Oregon became the first state in U.S. history to allow residents to identify themselves as neither male nor female on state driver's licenses on Thursday (15 June).
The rule, approved by the Oregon Transportation Commission, now gives an extra option 'X' in addition to the 'M' for male and 'F' for female options on their licenses. The state's Driver and Motor Vehicle Services Division expects to start offering the option from July. The third-gender option will also be made available on ID cards soon.
The decision came a year after a Portland circuit court judge granted army veteran Jamie Shupe's request to change gender from female to a third, non-gender option.

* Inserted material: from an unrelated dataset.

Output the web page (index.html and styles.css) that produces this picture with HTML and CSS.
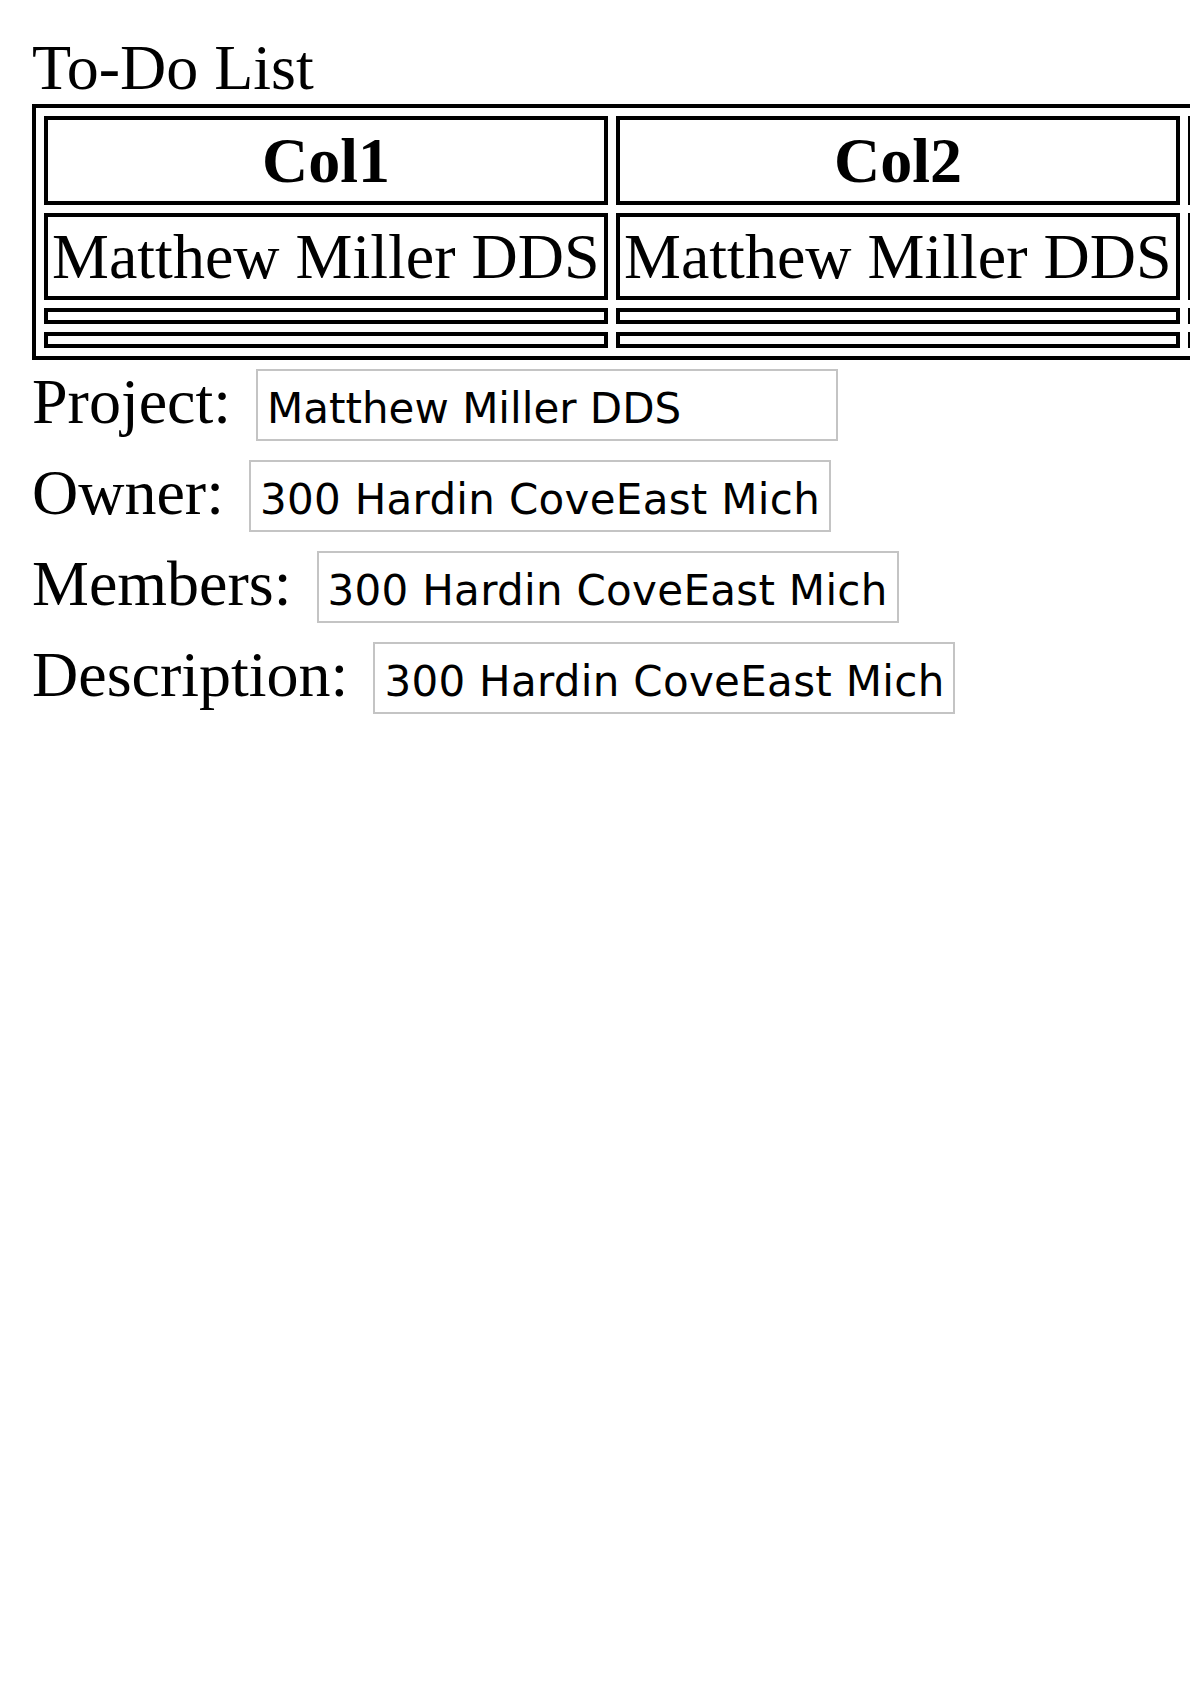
FILE: index.html
```html
<!DOCTYPE html>
<html lang="en">
<head>
<meta charset="utf-8">
<title>To-Do List</title>
<link rel="stylesheet" href="styles.css">
</head>
<body>
<div class="title">To-Do List</div>
<div class="table-clip">
  <table class="todo">
    <thead>
      <tr><th>Col1</th><th>Col2</th><th></th></tr>
    </thead>
    <tbody>
      <tr><td>Matthew Miller DDS</td><td>Matthew Miller DDS</td><td></td></tr>
      <tr class="empty"><td></td><td></td><td></td></tr>
      <tr class="empty"><td></td><td></td><td></td></tr>
    </tbody>
  </table>
</div>
<form class="details">
  <div class="row"><label for="project">Project:</label><input id="project" type="text" value="Matthew Miller DDS"></div>
  <div class="row"><label for="owner">Owner:</label><input id="owner" class="address" type="text" value="300 Hardin CoveEast Michaelfort, MN 48123"></div>
  <div class="row"><label for="members">Members:</label><input id="members" class="address" type="text" value="300 Hardin CoveEast Michaelfort, MN 48123"></div>
  <div class="row"><label for="description">Description:</label><input id="description" class="address" type="text" value="300 Hardin CoveEast Michaelfort, MN 48123"></div>
</form>
</body>
</html>
```

FILE: styles.css
```css
html {
  background: #ffffff;
}

body {
  margin: 32px 0 32px 32px;
  font-family: "Liberation Serif", "Times New Roman", serif;
  font-size: 64px;
  color: #000000;
}

.title {
  line-height: 72px;
}

.table-clip {
  overflow: hidden;
}

.todo {
  border: 4px solid #000000;
  border-spacing: 8px;
  white-space: nowrap;
}

.todo th,
.todo td {
  border: 4px solid #000000;
  padding: 4px;
  width: 548px;
  min-width: 548px;
}

.todo th {
  font-weight: bold;
  text-align: center;
  line-height: 73px;
}

.todo td {
  text-align: left;
  line-height: 71px;
}

.todo .empty td {
  line-height: 0;
  height: 0;
}

.details {
  margin: 5px 0 0 0;
}

.row {
  display: flex;
  align-items: baseline;
  column-gap: 25px;
  margin-bottom: 15px;
}

.row label {
  line-height: normal;
}

.row input {
  box-sizing: border-box;
  width: 582px;
  height: 72px;
  margin: 0;
  padding: 7px 8px 0 9px;
  border: 2px solid #c4c4c4;
  border-radius: 0;
  font-family: "DejaVu Sans", sans-serif;
  font-size: 42px;
  color: #000000;
  background: #ffffff;
  outline: none;
}

.row input.address {
  letter-spacing: 0.3px;
}
```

Shupe became the first legally non-binary person – identifying as neither male nor female — in the United States in June last year.
"I very much plan to head to the nearest DMV and ask for that ID to be corrected on July 3rd, and then I'll no doubt stand out front of the building, or sit in the car, and cry," he said.
Transgender advocates called this move as a victory for civil rights. "I think this will make a real difference in people's lives, and I think it is a great step for removing even more barriers," Amy Herzfeld-Copple, co-director of LGBTQ advocacy group Basic Rights Oregon, told PBS Newshour.
Following Shupe, a small group of people in California have also obtained court orders that legally identify them as non-binary.
Prominent intersex activists Sara Kelley Keenan and David Strachan have worked for years to convince the states to officially recognize their identity. Keenan was able to change her New York City-issued birth certificate last September which initially read "female" in the sex field but now says "intersex."
According to a 2015 survey in the US, nearly one-third of transgender people who showed an ID with a name or gender that did not match their supposed gender reported harassment, discrimination or assault.